Nuclear Power Stocks Plunge as Regulators Block Amazon AI Data Center Deal

Nuclear power stocks experienced a significant downturn on Monday after the Federal Energy Regulatory Commission (FERC) rejected a landmark deal that would have allowed a nuclear plant to supply additional electricity to an Amazon data center. The regulatory decision sent shockwaves through the nuclear energy sector, which has been riding high on the AI-driven data center boom.

Talen Energy, the company at the center of the rejected deal, saw its stock drop as much as 8.6% on Monday, triggering a broader selloff across the nuclear power industry. The ripple effects were substantial: Vistra Energy slid 6.7% at intraday lows, while Constellation Energy suffered the steepest decline, tanking 13%. These companies had been among the biggest beneficiaries of surging power demand driven by artificial intelligence data centers.

FERC Commissioner Mark Christie explained the rejection by citing concerns that approving the proposal would create consequences for grid reliability and consumer costs. This decision establishes a regulatory precedent that could significantly impact future nuclear power agreements with tech companies seeking to fuel their AI infrastructure.

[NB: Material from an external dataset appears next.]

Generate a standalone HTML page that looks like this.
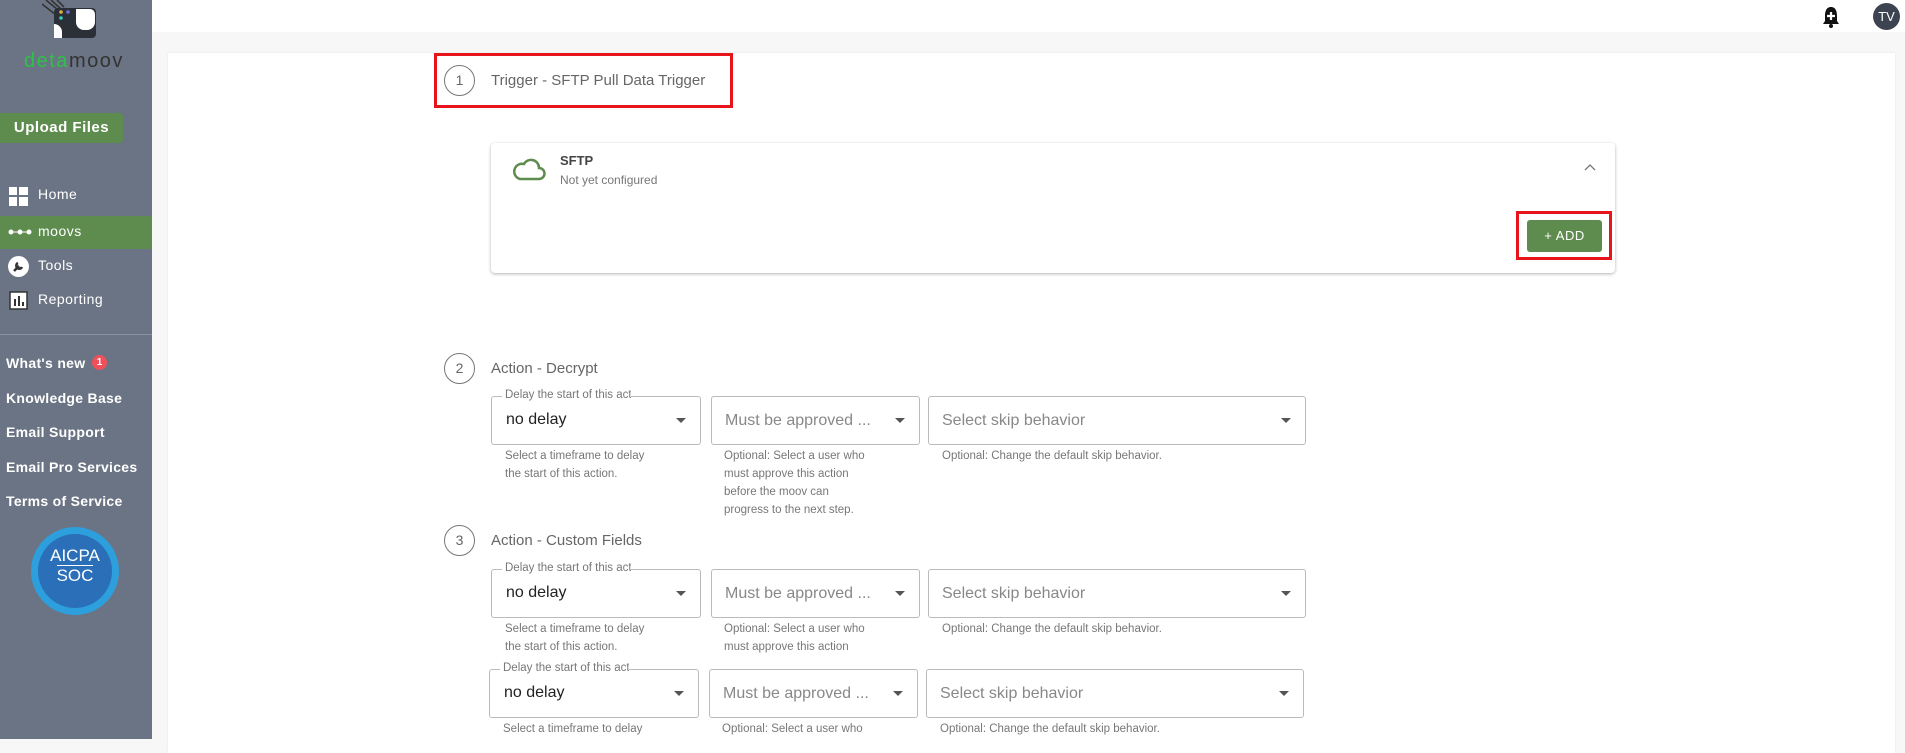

The nuclear power sector had been experiencing remarkable growth in 2024, with both Vistra and Constellation ranking among the top S&P 500 performers this year. This success stemmed directly from tech companies’ increasing embrace of nuclear energy as a reliable, carbon-free power source for their energy-intensive AI data centers, which have driven US power demand to unprecedented heights.

Amazon Web Services had already paid Talen Energy $650 million in March for a data center campus adjacent to the Pennsylvania nuclear plant in question, according to Bloomberg. The deal also included a long-term power purchase agreement. In a parallel arrangement, Constellation Energy had secured a 20-year deal with Microsoft to power its data centers.

Talen Energy responded strongly to the regulatory setback, warning in a statement that “FERC’s decision will have a chilling effect on economic development in states such as Pennsylvania, Ohio, and New Jersey.” The broader nuclear sector felt the impact, with emerging players also suffering: Sam Altman-backed Oklo and Nano Nuclear Energy both fell by double-digits on Monday, demonstrating how the regulatory decision affected both established utilities and next-generation nuclear startups.

Key Quotes

approving the proposal would spark consequences for grid reliability and consumer costs

FERC Commissioner Mark Christie provided this rationale for rejecting the Amazon-Talen Energy deal, highlighting regulators’ concerns that prioritizing tech companies’ power needs could negatively impact the broader electrical grid and increase costs for everyday consumers.

FERC’s decision will have a chilling effect on economic development in states such as Pennsylvania, Ohio, and New Jersey

Talen Energy issued this warning in an official statement following the regulatory rejection, arguing that blocking nuclear power deals with data centers will discourage tech investment and economic growth in key industrial states where these facilities would be located.

Our Take

This regulatory setback reveals a fundamental challenge facing the AI industry: the collision between Silicon Valley’s move-fast mentality and the deliberate pace of energy regulation. The nuclear sector’s enthusiasm for AI data center partnerships was justified—these deals promised stable, long-term revenue and renewed relevance for an industry that has struggled for decades. However, FERC’s decision demonstrates that regulators won’t simply rubber-stamp arrangements that could disadvantage ordinary ratepayers or compromise grid stability. The involvement of Sam Altman-backed Oklo in the selloff is particularly noteworthy, as it shows how next-generation nuclear startups are now directly tied to AI’s fortunes. Moving forward, tech companies will need to develop more sophisticated energy strategies that balance their voracious power needs with regulatory realities and public interest concerns. This may accelerate investment in on-site power generation, energy efficiency improvements, or even slow the pace of AI data center construction until energy infrastructure catches up with ambition.

Why This Matters

This regulatory decision represents a critical inflection point for the AI industry’s energy strategy. As artificial intelligence models become more sophisticated and data centers multiply to support growing AI workloads, power consumption has emerged as one of the sector’s most pressing challenges. Tech giants like Amazon, Microsoft, and Google have been racing to secure reliable, clean energy sources, with nuclear power emerging as a preferred solution due to its carbon-free, 24/7 availability.

The FERC’s rejection signals that regulatory hurdles may slow the AI industry’s ambitious expansion plans. Data centers powering AI applications consume enormous amounts of electricity—some facilities require as much power as small cities. Without guaranteed access to dedicated power sources, tech companies may face constraints on where and how quickly they can build new AI infrastructure.

This decision also highlights the tension between private sector innovation and public utility regulation. While tech companies argue that direct power agreements enable faster AI development and economic growth, regulators worry about grid stability and ensuring fair electricity costs for all consumers. The outcome of this debate will shape not only the AI industry’s trajectory but also America’s competitive position in the global AI race, as other nations may offer more favorable regulatory environments for AI infrastructure development.